Kind of looks to me that the DD can prevent the attack against him by throwing smoke to obscure the LoF of the Blast Focus to him, tbh, except it specifies scenery though I guess viz zones are scenery? Like, the blast focus is the LoF that matters. You place the template on the target, and now that's down. Everyone within lof under the template is now taking part in their own individual ftf rolls, doing whatever. The DD drops smoke on himself, potentially obscuring LoF from the attack being made from the Blast Focus. Ftf roll.
No, the blast focus is not the LOF that matters. Otherwise the DD cannot block that LOF with Smoke even if he was the main target. The LOF that matters is the enemy attack's LOF (see my post above) ie. that between the attacker and the K-9.

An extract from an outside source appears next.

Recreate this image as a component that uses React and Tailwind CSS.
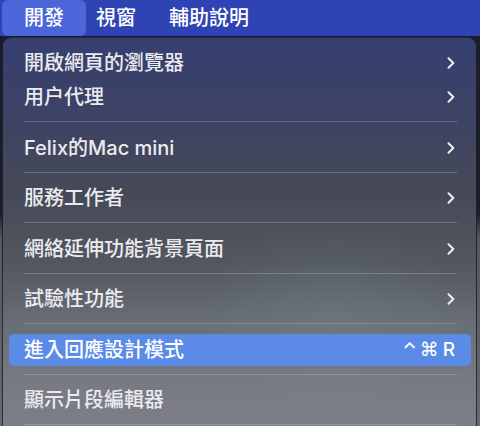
import React from "react";

const FONT = { fontFamily: 'Inter, "Noto Sans CJK TC", "Noto Sans", sans-serif' };

function Chevron() {
  return (
    <svg width="8" height="12" viewBox="0 0 8 12" className="shrink-0">
      <path d="M1.5 1.2 L6.3 6 L1.5 10.8" fill="none" stroke="#ececf0" strokeWidth="2" strokeLinecap="round" strokeLinejoin="round" />
    </svg>
  );
}

function Item({ label, chevron, shortcut, active }) {
  return (
    <div className="h-[34px] py-px">
      <div
        className={
          "h-full rounded-[5px] pl-[15px] pr-[16px] flex items-center justify-between " +
          (active ? "bg-[#5b8be6] text-white" : "text-[#ebebef]")
        }
      >
        <span className="text-[20px] leading-none font-medium whitespace-nowrap">{label}</span>
        {chevron && <Chevron />}
        {shortcut && (
          <span className="flex items-center text-[19px] leading-none font-medium">
            <span className="mr-[3px] text-[18px]">⌃</span>
            <span className="mr-[4px] text-[19px]" style={{ fontFamily: '"DejaVu Sans", sans-serif' }}>⌘</span>
            <span>R</span>
          </span>
        )}
      </div>
    </div>
  );
}

function Sep() {
  return (
    <div className="pt-[7px] pb-[8.5px] pl-[15px] pr-[14px]">
      <div className="h-px bg-white/20" />
    </div>
  );
}

export default function App() {
  return (
    <div
      className="w-[480px] h-[426px] overflow-hidden bg-[linear-gradient(to_bottom,#1a1c2a_0%,#1c1d24_50%,#55585e_56%,#666a70_100%)]"
      style={FONT}
    >
      <div className="h-[36px] bg-[#2e44b4] flex items-center text-white text-[20px] font-medium leading-none">
        <div className="ml-[2px] h-[36px] px-[22px] rounded-[6px] bg-[#4b66d9] flex items-center">開發</div>
        <div className="ml-[10px]">視窗</div>
        <div className="ml-[33px]">輔助說明</div>
      </div>
      <div className="ml-[2px] mt-px w-[475px] h-[400px] rounded-t-[9px] border border-[#15172a]/80 overflow-hidden relative bg-[linear-gradient(to_bottom,#363f70_0%,#3b4266_16%,#454957_38%,#52565e_56%,#696f76_72%,#787b83_88%,#7d8088_100%)] pt-[8px] px-[5px]">
        <div className="pointer-events-none absolute left-[200px] top-[180px] w-[260px] h-[200px] rounded-full bg-[radial-gradient(closest-side,rgba(120,140,145,0.25),rgba(120,140,145,0))]" />
        <div className="relative pl-[1px]">
          <Item label="開啟網頁的瀏覽器" chevron />
          <Item label="用户代理" chevron />
          <Sep />
          <Item label="Felix的Mac mini" chevron />
          <Sep />
          <Item label="服務工作者" chevron />
          <Sep />
          <Item label="網絡延伸功能背景頁面" chevron />
          <Sep />
          <Item label="試驗性功能" chevron />
          <Sep />
          <Item label="進入回應設計模式" shortcut active />
          <Sep />
          <Item label="顯示片段編輯器" />
          <Sep />
        </div>
      </div>
    </div>
  );
}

An enemy attack is being made against the DD, that requires lof, yes. The required lof to hit the DD is between the Blast Focus and the DD, and that is blocked by the smoke template.

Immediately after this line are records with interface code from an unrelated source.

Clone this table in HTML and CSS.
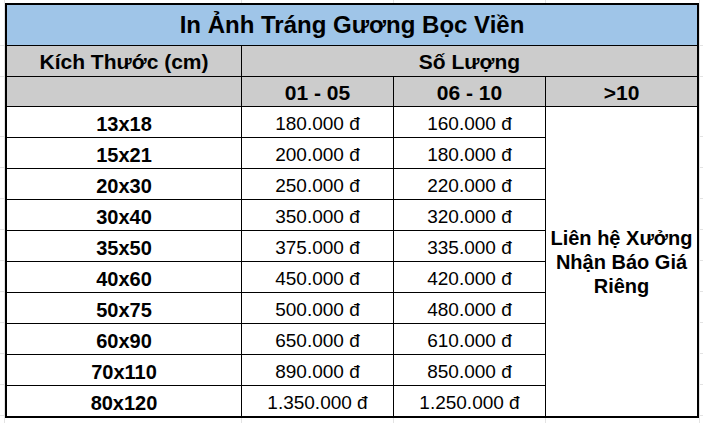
FILE: index.html
```html
<!DOCTYPE html>
<html lang="vi">
<head>
<meta charset="utf-8">
<title>In Ảnh Tráng Gương Bọc Viền</title>
<link rel="stylesheet" href="styles.css">
</head>
<body>
<div class="sheet">
  <div class="cell title span4 end">In Ảnh Tráng Gương Bọc Viền</div>

  <div class="cell head">Kích Thước (cm)</div>
  <div class="cell head span3 end">Số Lượng</div>

  <div class="cell head"></div>
  <div class="cell head">01 - 05</div>
  <div class="cell head">06 - 10</div>
  <div class="cell head end">&gt;10</div>

  <div class="cell size">13x18</div><div class="cell cost">180.000 đ</div><div class="cell cost">160.000 đ</div>
  <div class="cell contact end bottom">Liên hệ Xưởng<br>Nhận Báo Giá<br>Riêng</div>
  <div class="cell size">15x21</div><div class="cell cost">200.000 đ</div><div class="cell cost">180.000 đ</div>
  <div class="cell size">20x30</div><div class="cell cost">250.000 đ</div><div class="cell cost">220.000 đ</div>
  <div class="cell size">30x40</div><div class="cell cost">350.000 đ</div><div class="cell cost">320.000 đ</div>
  <div class="cell size">35x50</div><div class="cell cost">375.000 đ</div><div class="cell cost">335.000 đ</div>
  <div class="cell size">40x60</div><div class="cell cost">450.000 đ</div><div class="cell cost">420.000 đ</div>
  <div class="cell size">50x75</div><div class="cell cost">500.000 đ</div><div class="cell cost">480.000 đ</div>
  <div class="cell size">60x90</div><div class="cell cost">650.000 đ</div><div class="cell cost">610.000 đ</div>
  <div class="cell size">70x110</div><div class="cell cost">890.000 đ</div><div class="cell cost">850.000 đ</div>
  <div class="cell size bottom">80x120</div><div class="cell cost bottom">1.350.000 đ</div><div class="cell cost bottom">1.250.000 đ</div>
</div>
</body>
</html>
```
FILE: styles.css
```css
html {
  background-color: #ffffff;
  background-image:
    linear-gradient(#e3e3e3, #e3e3e3),
    linear-gradient(#e3e3e3, #e3e3e3),
    linear-gradient(#e3e3e3, #e3e3e3),
    linear-gradient(#e3e3e3, #e3e3e3),
    linear-gradient(#e3e3e3, #e3e3e3),
    linear-gradient(#e3e3e3, #e3e3e3),
    linear-gradient(#e3e3e3, #e3e3e3),
    repeating-linear-gradient(to bottom, transparent 0 30px, #e3e3e3 30px 31px);
  background-size:
    1px 100%, 1px 100%, 1px 100%, 1px 100%, 1px 100%,
    100% 1px, 100% 1px,
    100% 100%;
  background-position:
    4px 0, 241px 0, 393px 0, 545px 0, 699px 0,
    0 45px, 0 76px,
    0 106px;
  background-repeat: no-repeat;
  min-height: 100%;
}

body {
  margin: 0;
  padding: 3px 0 0 5px;
  font-family: "Liberation Sans", Arial, sans-serif;
  color: #000;
}

.sheet {
  display: grid;
  grid-template-columns: 235px 152px 152px 151px;
  grid-template-rows: 41px 31px 30px repeat(9, 31px) 30px;
  width: 690px;
  border: 2px solid #000;
  background: #fff;
}

.cell {
  display: flex;
  align-items: center;
  justify-content: center;
  text-align: center;
  box-sizing: border-box;
  border-right: 1px solid #000;
  border-bottom: 1px solid #000;
  white-space: nowrap;
  line-height: 1;
  padding: 0 2px;
}

.end { border-right: 0; }
.bottom { border-bottom: 0; }

.span4 { grid-column: 1 / span 4; }
.span3 { grid-column: 2 / span 3; }

.title {
  background: #9fc5e8;
  font-size: 24px;
  font-weight: bold;
}

.head {
  background: #cccccc;
  font-size: 21px;
  font-weight: bold;
  padding-top: 1px;
}

.size {
  font-size: 20px;
  font-weight: bold;
  padding-top: 3px;
}

.cost {
  font-size: 19px;
  padding-top: 3px;
}

.contact {
  grid-column: 4;
  grid-row: 4 / span 10;
  font-size: 20px;
  font-weight: bold;
  line-height: 24px;
  padding-top: 1px;
}
```
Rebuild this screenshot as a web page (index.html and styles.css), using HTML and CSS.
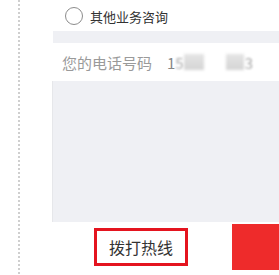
FILE: index.html
```html
<!DOCTYPE html>
<html lang="zh-CN">
<head>
  <meta charset="UTF-8" />
  <meta name="viewport" content="width=device-width, initial-scale=1.0" />
  <title>业务咨询</title>
  <link rel="stylesheet" href="styles.css">
</head>
<body>
<div class="page">
  <div class="rail"></div>
  <div class="content">
    <!-- ===== Option ===== -->
    <label class="option">
      <span class="radio"></span>
      <span>其他业务咨询</span>
    </label>

    <div class="gap"></div>

    <!-- ===== Phone row ===== -->
    <div class="phone-row">
      <span class="phone-label">您的电话号码</span>
      <span class="phone-num">1<span class="soft">5</span><span class="mask m1"></span><span class="mask m2"></span><span class="soft">3</span></span>
    </div>

    <div class="memo"></div>

    <!-- ===== Actions ===== -->
    <div class="actions">
      <button class="btn-call">拨打热线</button>
      <button class="btn-submit"></button>
    </div>
  </div>
</div>
</body>
</html>
```

FILE: styles.css
```css
:root {
  --gray-bg: #eff0f4;
  --text: #333;
  --muted: #9a9a9a;
  --red: #e4141f;
  --red-block: #ee2b2b;
}

*, *::before, *::after { box-sizing: border-box; }
body {
  margin: 0;
  font-family: "Noto Sans CJK SC", "Noto Sans", sans-serif;
  background: #fff;
  color: var(--text);
}

/* ===== Layout ===== */
.page { display: flex; height: 275px; overflow: hidden; }
.rail {
  width: 2px;
  margin-left: 18px;
  background: repeating-linear-gradient(to bottom, #cfcfcf 0 2px, transparent 2px 4px);
}
.content { flex: 1; margin-left: 32px; display: flex; flex-direction: column; }

/* ===== Option ===== */
.option {
  display: flex; align-items: center; gap: 7px;
  height: 31px; padding-left: 13px; padding-top: 1px;
  font-size: 13px;
}
.radio {
  width: 18px; height: 18px;
  border: 1.5px solid #8c8c8c; border-radius: 50%;
}

.gap { height: 12px; background: var(--gray-bg); margin-left: 1px; }

/* ===== Phone row ===== */
.phone-row {
  display: flex; align-items: center;
  height: 38px; padding-left: 10px;
  font-size: 15px; color: var(--muted);
}
.phone-label { width: 105px; }
.phone-num { display: flex; align-items: center; color: #888; }
.soft { filter: blur(0.8px); color: #aaa; }
.mask {
  display: inline-block; height: 16px;
  background: linear-gradient(#e4e4e4, #d4d4d4);
  filter: blur(1.5px);
}
.mask.m1 { width: 20px; margin-right: 22px; }
.mask.m2 { width: 18px; margin-right: 1px; }

.memo { height: 141px; background: var(--gray-bg); border-left: 1px solid #e6e7ea; }

/* ===== Actions ===== */
.actions { display: flex; align-items: flex-start; padding-top: 2px; }
button { border: none; cursor: pointer; font-family: inherit; padding: 0; }
.btn-call {
  margin-left: 42px; margin-top: 4px;
  width: 94px; height: 38px;
  background: #fff; color: var(--text);
  border: 3px solid var(--red);
  font-size: 16px;
}
.btn-submit {
  margin-left: auto;
  width: 47px; height: 46px;
  background: var(--red-block);
}
```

No, you also need LoF between the attacker and the blast focus, otherwise they couldn't shoot there. By your logic a model being shot at directly can't use a smoke grenade to protect itself by blocking the attacker's LoF.

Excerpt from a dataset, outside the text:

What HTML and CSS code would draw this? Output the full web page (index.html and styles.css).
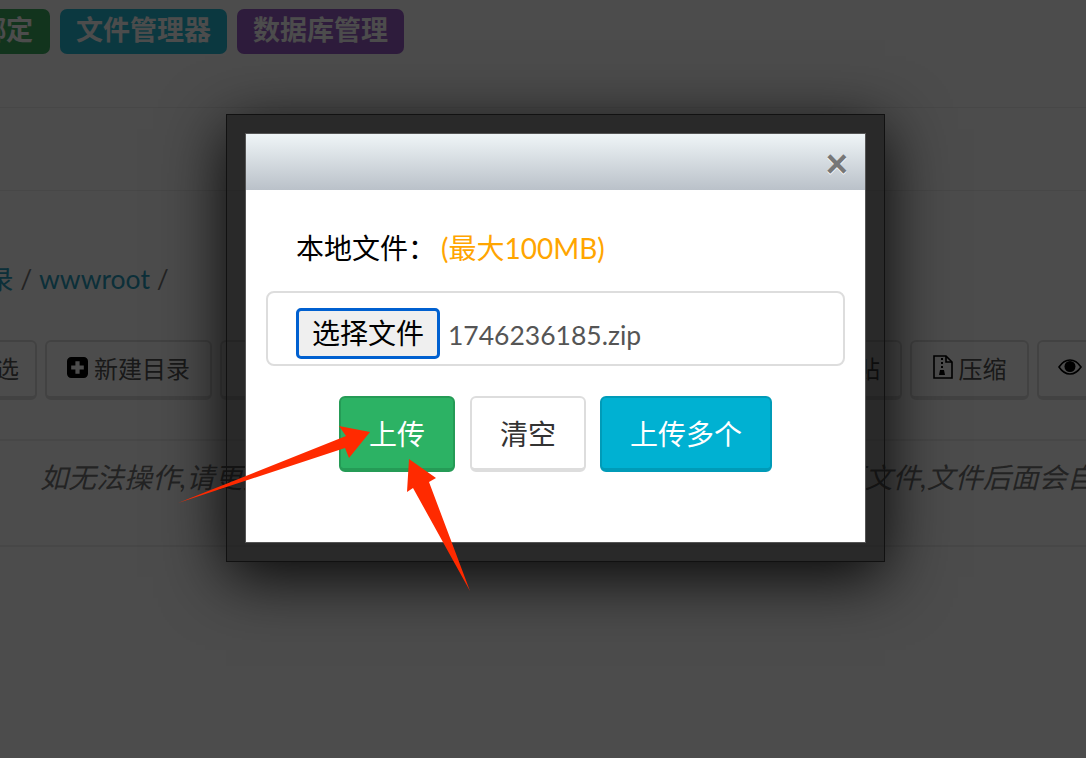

Lof is needed between the attacker and the initial valid target, otherwise the attack fails against that target if disrupted by it chucking smoke. LoF is needed betwixt the Blast Focus and anything under the template, otherwise the attack fails. So why can't the smoke disrupt there? Its doing exactly what it says in the Smoke rules relating to the part of the IT rules about the template, blast focus etc.
Basically once you place the template and the lof or lack thereof is established, AROs are declared. If you throw smoke and it stops lof from attacks being drawn that is a ftf. The K9 would need (if it could) to throw smoke against the ML trooper, because that's what is allowing the attack against it. The Blast Focus is nothing to the K9. But the only LoF that matters to the DD is the Blast Focus LoF, and if it disrupts that, the template doesn't hit him.
That's literally how it's written though. LoF is drawn from the Blast Focus to the DD. The LoF between the DD and literally anywhere else is 100% irrelevant, just like how the K9's only LoF that matters is too the ML guy. The only arbiter of whether the DD is hit by the template is, if under it and LoF is not fully blocked, it is hit.
No, the attack doesn't fail if there isn't LOF between between the blast focus and the DD. The DD is just unaffected. The only LOF that is necessary for the attack to proceed is between the attacker and the main target ie. the enemy attack's LOF. The LOF between the blast focus and the DD is not 'the enemy attack's LOF' but rather 'the enemy attack's template's LOF'. Literally this: Lof is needed between the attacker and the initial valid target, otherwise the attack fails against that target if disrupted by it chucking smoke. Edit: the FAQ makes it clear that this does not protect Troopers affected by the attack which aren't the Trooper throwing Smoke.
@Solar if someone is the primary target of a template weapon, do you think they need to block LoF between the blast focus and them to avoid damage? If so, how do they do that? If not, how do they houdini themselves out of damage when you say LoF is not required to hit anything under the template?
That doesn't work as the template ignores LoF. You need to block the attack. That said, the distinction is even more situational as most of the time the best place to drop the smoke template would be in a way that accomplishes both.
When you place the template it may look like you're creating interactions between the different guys under it, but actually you're just creating several independent interactions between the initial shooter and the affected targets, yes? And therefore what you actually see is numerous attacks, all made against different targets, with independent LoF determination in each case, which can be independently ARO'd against and be independently successful or not.
@Solar you didn't answer my question, presumably to avoid showing the holes in your logic. You're right that it's functionally creating many parallel attacks, but they all require LoF from the attacker to the blast focus inividually, and any given target can protect themselves (and themselves only) with a smoke grenade by disrupting that LoF. They also all hit everyone via the blast focus individually; the primary target is hit because they are in the template, not because they're the primary target.
So are we yet at the point where we can all agree that the wording is ambiguous and there's no definitive interaction spelled out?